Autre source d'inquiétude pour les parents du quartier Saint-Roch, la nouvelle école se trouve dans l'un des plus importants quartiers résidentiels en construction au Canada, le quartier Urbanova. Quelque 35 000 personnes devraient y vivre dans 20 ans, environ 3000 au terme de la phase 1.

« Nous savons déjà que lorsque la première phase sera complétée, d'ici deux ans, il y aura probablement assez d'élèves à proximité pour remplir la nouvelle école. Qu'est-ce qu'ils feront de nos enfants? » s'interroge Carl Turgeon.

La CSSMI réplique que les zones de desserte scolaire sont revues chaque année en fonction de la clientèle annoncée.

Demande d'agrandissement

Pour les parents du quartier Saint-Roch, la solution, c'est l'agrandissement de l'école Marie-Soleil-Tougas. La Commission scolaire en a justement fait la demande l'été dernier au ministère de l'Éducation, dont la réponse est attendue en avril.

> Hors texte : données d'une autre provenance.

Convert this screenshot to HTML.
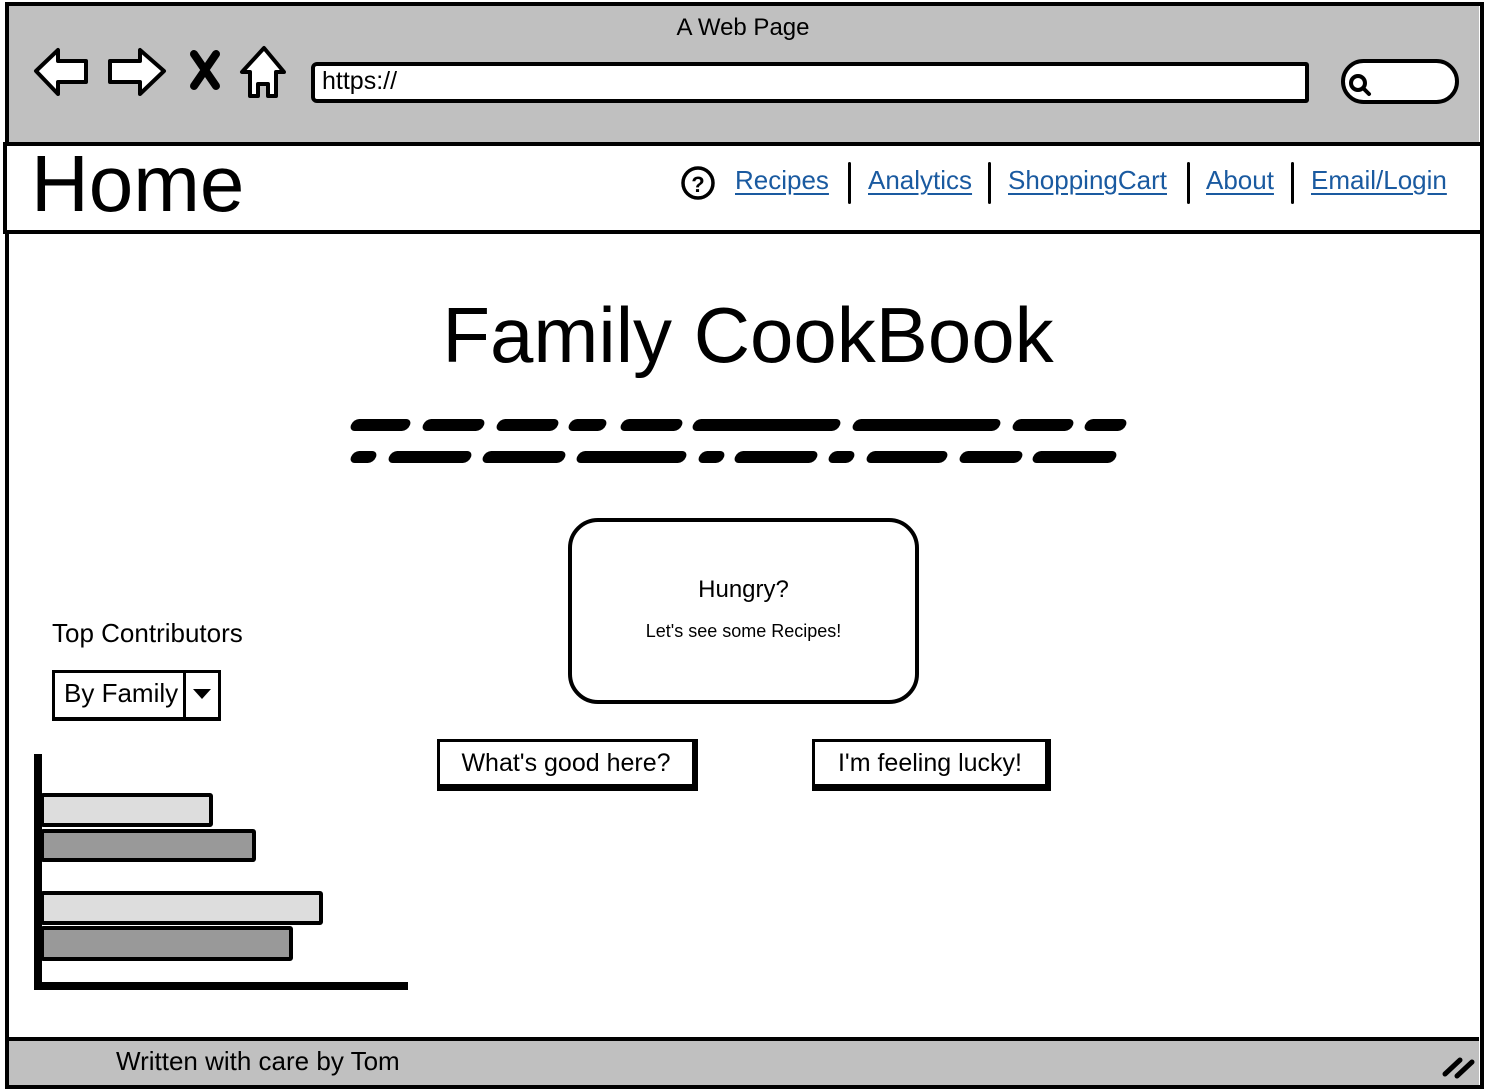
<!DOCTYPE html>
<html><head><meta charset="utf-8"><style>
*{margin:0;padding:0;box-sizing:border-box}
body{width:1486px;height:1092px;background:#fff;position:relative;overflow:hidden;font-family:"Liberation Sans",sans-serif;color:#000}
.a{position:absolute}
.lnk{position:absolute;top:165px;font-size:26px;color:#1a5aa0;text-decoration:underline;text-underline-offset:4px;white-space:nowrap}
.sep{position:absolute;top:162px;width:3px;height:42px;background:#000;border-radius:2px}
.sc{position:absolute;height:12px;background:#000;border-radius:6px;transform:skewX(-20deg)}
.bar{position:absolute;border:4px solid #000;border-radius:3px}
.btn{position:absolute;border:3px solid #000;border-right-width:6px;border-bottom-width:7px;background:#fff;font-size:25px;text-align:center;line-height:42px}
</style></head><body>
<div class="a" style="left:5px;top:2px;width:1479px;height:1087px;border:4px solid #000"></div>
<div class="a" style="left:9px;top:6px;width:1470px;height:136px;background:#c0c0c0"></div>
<div class="a" style="left:9px;top:1037px;width:1470px;height:48px;background:#c0c0c0;border-top:4px solid #000"></div>
<div class="a" style="left:0;top:14px;width:1486px;text-align:center;font-size:24px">A Web Page</div>
<svg class="a" style="left:30px;top:44px" width="260" height="60" viewBox="0 0 260 60">
<g stroke="#000" stroke-width="4" fill="#fff" stroke-linejoin="round">
<path d="M6 27 L28 6 L28 17 L56 17 L56 38 L28 38 L28 50 Z"/>
<path d="M134 27 L110 6 L110 17 L80 17 L80 38 L110 38 L110 50 Z"/>
<path d="M234 4 L212 28 L220 28 L220 52 L228 52 L228 40 L238 40 L238 52 L246 52 L246 28 L254 28 Z"/>
</g>
<path d="M164 10 L186 42 M186 10 L164 42" stroke="#000" stroke-width="8" stroke-linecap="round"/>
</svg>
<div class="a" style="left:311px;top:62px;width:998px;height:41px;background:#fff;border:4px solid #000;border-radius:6px 3px 3px 6px"></div>
<div class="a" style="left:322px;top:67px;font-size:25px">https://</div>
<div class="a" style="left:1341px;top:59px;width:118px;height:45px;background:#fff;border:4px solid #000;border-radius:24px"></div>
<svg class="a" style="left:1345px;top:70px" width="30" height="30"><circle cx="13" cy="13" r="7" stroke="#000" stroke-width="4" fill="none"/><path d="M18 18 L24 24" stroke="#000" stroke-width="4" stroke-linecap="round"/></svg>
<div class="a" style="left:3px;top:142px;width:1481px;height:92px;background:#fff;border:4px solid #000"></div>
<div class="a" style="left:31px;top:136px;font-size:80px;line-height:96px">Home</div>
<svg class="a" style="left:680px;top:165px" width="36" height="36"><circle cx="18" cy="18" r="15" stroke="#000" stroke-width="3.5" fill="none"/><text x="18" y="27" text-anchor="middle" font-family="Liberation Sans" font-weight="bold" font-size="22">?</text></svg>
<a class="lnk" style="left:735px">Recipes</a>
<div class="sep" style="left:848px"></div>
<a class="lnk" style="left:868px">Analytics</a>
<div class="sep" style="left:988px"></div>
<a class="lnk" style="left:1008px">ShoppingCart</a>
<div class="sep" style="left:1187px"></div>
<a class="lnk" style="left:1206px">About</a>
<div class="sep" style="left:1291px"></div>
<a class="lnk" style="left:1311px">Email/Login</a>
<div class="a" style="left:0;top:290px;width:1496px;text-align:center;font-size:78px">Family CookBook</div>
<div class="sc" style="left:351px;top:419px;width:59px"></div>
<div class="sc" style="left:423px;top:419px;width:61px"></div>
<div class="sc" style="left:497px;top:419px;width:61px"></div>
<div class="sc" style="left:569px;top:419px;width:37px"></div>
<div class="sc" style="left:621px;top:419px;width:61px"></div>
<div class="sc" style="left:693px;top:419px;width:147px"></div>
<div class="sc" style="left:853px;top:419px;width:147px"></div>
<div class="sc" style="left:1013px;top:419px;width:60px"></div>
<div class="sc" style="left:1085px;top:419px;width:41px"></div>
<div class="sc" style="left:351px;top:451px;width:25px"></div>
<div class="sc" style="left:389px;top:451px;width:82px"></div>
<div class="sc" style="left:483px;top:451px;width:82px"></div>
<div class="sc" style="left:577px;top:451px;width:109px"></div>
<div class="sc" style="left:699px;top:451px;width:25px"></div>
<div class="sc" style="left:735px;top:451px;width:82px"></div>
<div class="sc" style="left:829px;top:451px;width:25px"></div>
<div class="sc" style="left:867px;top:451px;width:80px"></div>
<div class="sc" style="left:960px;top:451px;width:62px"></div>
<div class="sc" style="left:1033px;top:451px;width:83px"></div>
<div class="a" style="left:568px;top:518px;width:351px;height:186px;border:4px solid #000;border-radius:30px"></div>
<div class="a" style="left:568px;top:576px;width:351px;text-align:center;font-size:24px">Hungry?</div>
<div class="a" style="left:568px;top:621px;width:351px;text-align:center;font-size:18px">Let's see some Recipes!</div>
<div class="btn" style="left:437px;top:739px;width:261px;height:52px">What's good here?</div>
<div class="btn" style="left:812px;top:739px;width:239px;height:52px">I'm feeling lucky!</div>
<div class="a" style="left:52px;top:618px;font-size:26px">Top Contributors</div>
<div class="a" style="left:52px;top:670px;width:169px;height:51px;border:3px solid #000;border-bottom-width:4px;background:#fff"></div>
<div class="a" style="left:64px;top:678px;font-size:26px">By Family</div>
<div class="a" style="left:183px;top:672px;width:3px;height:47px;background:#000"></div>
<svg class="a" style="left:192px;top:688px" width="20" height="12"><path d="M1 1 L19 1 L10 11 Z" fill="#000"/></svg>
<div class="a" style="left:34px;top:754px;width:8px;height:236px;background:#000"></div>
<div class="a" style="left:34px;top:982px;width:374px;height:8px;background:#000"></div>
<div class="bar" style="left:40px;top:793px;width:173px;height:34px;background:#ddd"></div>
<div class="bar" style="left:40px;top:829px;width:216px;height:33px;background:#999"></div>
<div class="bar" style="left:40px;top:891px;width:283px;height:34px;background:#ddd"></div>
<div class="bar" style="left:40px;top:926px;width:253px;height:35px;background:#999"></div>
<div class="a" style="left:116px;top:1046px;font-size:26px">Written with care by Tom</div>
<svg class="a" style="left:1440px;top:1052px" width="36" height="28"><path d="M5 22 L20 8 M17 24 L32 10" stroke="#000" stroke-width="5" stroke-linecap="round"/></svg>
</body></html>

« Mais nous ne pouvons garantir que tous les enfants du quartier Saint-Roch pourront aller à Marie-Soleil-Tougas, même s'il y a agrandissement », précise Dominique Robert. « C'est assurément un espoir pour eux. Mais le secteur est en croissance démographique. Le débordement à l'école Marie-Soleil-Tougas est un problème permanent. Et la première question que nous pose le ministère, c'est : "est-ce qu'il y a des places disponibles dans les écoles situées dans un rayon de 20 kilomètres" ? »

Des locaux vides offerts à la CSSMI

La Ville de Terrebonne possède un centre communautaire annexé à l'école Marie-Soleil-Tougas. Plusieurs locaux sont vides en ce moment dans cette partie de l'édifice, qui comprend aussi une salle communautaire et une bibliothèque de quartier.

« Les locaux sont là, ils peuvent s'en servir », insiste le conseiller municipal de Terrebonne, Réal Cloutier. « Ils nous les ont demandés il y a deux ans, ce n'était pas possible à l'époque. Les choses ont changé et les locaux sont devenus disponibles. Nous les avons offerts à la commission scolaire l'an dernier, ils ont refusé. Ils pourraient les utiliser en attendant l'agrandissement. »

« Honnêtement, poursuit le conseiller, je ne comprends pas la décision d'envoyer les enfants dans la nouvelle école du quartier Urbanova. C'est aberrant », conclut-il.